◆ Instructions for the task ◆
Skip every image and restate the data word for word.

◆ Given data ◆
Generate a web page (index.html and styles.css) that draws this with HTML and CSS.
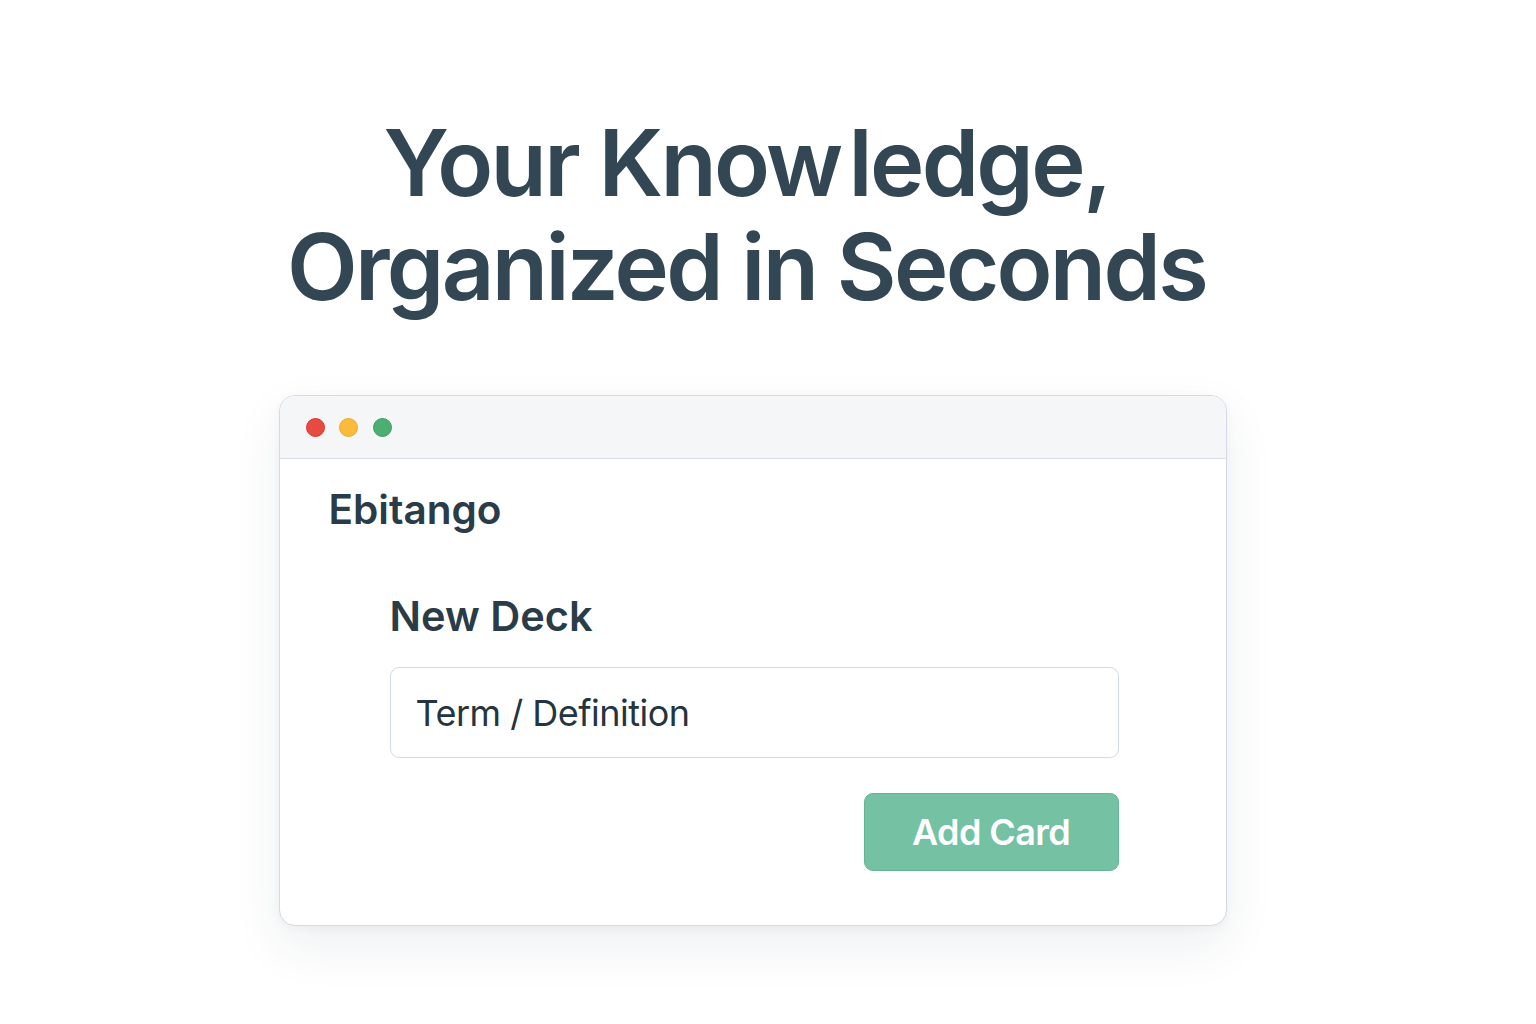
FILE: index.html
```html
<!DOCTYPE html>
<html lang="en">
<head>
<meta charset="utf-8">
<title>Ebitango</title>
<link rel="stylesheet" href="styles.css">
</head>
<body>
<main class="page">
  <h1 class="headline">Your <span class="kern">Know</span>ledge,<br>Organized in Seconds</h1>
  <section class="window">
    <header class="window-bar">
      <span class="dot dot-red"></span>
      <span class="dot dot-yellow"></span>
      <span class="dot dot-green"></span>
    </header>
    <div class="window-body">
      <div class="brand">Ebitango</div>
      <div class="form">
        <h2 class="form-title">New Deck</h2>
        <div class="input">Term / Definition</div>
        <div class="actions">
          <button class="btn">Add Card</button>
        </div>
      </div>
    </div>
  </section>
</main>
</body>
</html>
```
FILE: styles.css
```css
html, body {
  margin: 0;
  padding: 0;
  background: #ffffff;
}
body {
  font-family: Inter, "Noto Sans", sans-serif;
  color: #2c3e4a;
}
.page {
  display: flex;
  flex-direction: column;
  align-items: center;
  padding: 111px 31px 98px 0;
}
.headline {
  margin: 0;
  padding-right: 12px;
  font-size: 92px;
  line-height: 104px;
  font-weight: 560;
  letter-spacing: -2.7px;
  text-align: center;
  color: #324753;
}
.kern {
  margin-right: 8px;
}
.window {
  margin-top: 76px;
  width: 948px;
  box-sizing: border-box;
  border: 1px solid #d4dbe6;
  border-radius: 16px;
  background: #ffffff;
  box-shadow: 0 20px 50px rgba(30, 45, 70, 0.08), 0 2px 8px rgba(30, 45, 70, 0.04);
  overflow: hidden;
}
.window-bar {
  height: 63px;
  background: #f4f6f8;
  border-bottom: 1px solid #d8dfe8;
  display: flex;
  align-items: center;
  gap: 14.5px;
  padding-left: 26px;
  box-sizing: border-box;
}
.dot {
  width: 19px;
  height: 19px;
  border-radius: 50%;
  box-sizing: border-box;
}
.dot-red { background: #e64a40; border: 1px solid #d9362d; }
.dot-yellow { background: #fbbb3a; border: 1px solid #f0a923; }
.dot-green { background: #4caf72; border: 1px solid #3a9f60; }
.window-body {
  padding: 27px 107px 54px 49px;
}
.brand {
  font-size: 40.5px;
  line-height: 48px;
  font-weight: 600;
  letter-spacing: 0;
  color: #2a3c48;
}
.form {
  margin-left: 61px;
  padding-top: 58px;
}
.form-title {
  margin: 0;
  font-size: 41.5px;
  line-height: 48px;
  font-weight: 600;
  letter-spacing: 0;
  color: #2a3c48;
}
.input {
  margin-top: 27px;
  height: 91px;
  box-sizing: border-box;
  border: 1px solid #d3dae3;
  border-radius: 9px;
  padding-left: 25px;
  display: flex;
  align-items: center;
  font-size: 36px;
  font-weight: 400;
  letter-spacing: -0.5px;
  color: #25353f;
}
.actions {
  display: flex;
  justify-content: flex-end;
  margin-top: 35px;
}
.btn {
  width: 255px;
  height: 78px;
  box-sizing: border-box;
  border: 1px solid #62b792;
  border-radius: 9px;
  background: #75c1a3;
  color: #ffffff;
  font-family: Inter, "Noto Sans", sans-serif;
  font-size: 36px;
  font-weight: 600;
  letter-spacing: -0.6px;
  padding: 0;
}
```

◆ Exercise answer ◆
Generate a web page (index.html and styles.css) that draws this with HTML and CSS.
FILE: index.html
```html
<!DOCTYPE html>
<html lang="en">
<head>
<meta charset="utf-8">
<title>Ebitango</title>
<link rel="stylesheet" href="styles.css">
</head>
<body>
<main class="page">
  <h1 class="headline">Your <span class="kern">Know</span>ledge,<br>Organized in Seconds</h1>
  <section class="window">
    <header class="window-bar">
      <span class="dot dot-red"></span>
      <span class="dot dot-yellow"></span>
      <span class="dot dot-green"></span>
    </header>
    <div class="window-body">
      <div class="brand">Ebitango</div>
      <div class="form">
        <h2 class="form-title">New Deck</h2>
        <div class="input">Term / Definition</div>
        <div class="actions">
          <button class="btn">Add Card</button>
        </div>
      </div>
    </div>
  </section>
</main>
</body>
</html>
```
FILE: styles.css
```css
html, body {
  margin: 0;
  padding: 0;
  background: #ffffff;
}
body {
  font-family: Inter, "Noto Sans", sans-serif;
  color: #2c3e4a;
}
.page {
  display: flex;
  flex-direction: column;
  align-items: center;
  padding: 111px 31px 98px 0;
}
.headline {
  margin: 0;
  padding-right: 12px;
  font-size: 92px;
  line-height: 104px;
  font-weight: 560;
  letter-spacing: -2.7px;
  text-align: center;
  color: #324753;
}
.kern {
  margin-right: 8px;
}
.window {
  margin-top: 76px;
  width: 948px;
  box-sizing: border-box;
  border: 1px solid #d4dbe6;
  border-radius: 16px;
  background: #ffffff;
  box-shadow: 0 20px 50px rgba(30, 45, 70, 0.08), 0 2px 8px rgba(30, 45, 70, 0.04);
  overflow: hidden;
}
.window-bar {
  height: 63px;
  background: #f4f6f8;
  border-bottom: 1px solid #d8dfe8;
  display: flex;
  align-items: center;
  gap: 14.5px;
  padding-left: 26px;
  box-sizing: border-box;
}
.dot {
  width: 19px;
  height: 19px;
  border-radius: 50%;
  box-sizing: border-box;
}
.dot-red { background: #e64a40; border: 1px solid #d9362d; }
.dot-yellow { background: #fbbb3a; border: 1px solid #f0a923; }
.dot-green { background: #4caf72; border: 1px solid #3a9f60; }
.window-body {
  padding: 27px 107px 54px 49px;
}
.brand {
  font-size: 40.5px;
  line-height: 48px;
  font-weight: 600;
  letter-spacing: 0;
  color: #2a3c48;
}
.form {
  margin-left: 61px;
  padding-top: 58px;
}
.form-title {
  margin: 0;
  font-size: 41.5px;
  line-height: 48px;
  font-weight: 600;
  letter-spacing: 0;
  color: #2a3c48;
}
.input {
  margin-top: 27px;
  height: 91px;
  box-sizing: border-box;
  border: 1px solid #d3dae3;
  border-radius: 9px;
  padding-left: 25px;
  display: flex;
  align-items: center;
  font-size: 36px;
  font-weight: 400;
  letter-spacing: -0.5px;
  color: #25353f;
}
.actions {
  display: flex;
  justify-content: flex-end;
  margin-top: 35px;
}
.btn {
  width: 255px;
  height: 78px;
  box-sizing: border-box;
  border: 1px solid #62b792;
  border-radius: 9px;
  background: #75c1a3;
  color: #ffffff;
  font-family: Inter, "Noto Sans", sans-serif;
  font-size: 36px;
  font-weight: 600;
  letter-spacing: -0.6px;
  padding: 0;
}
```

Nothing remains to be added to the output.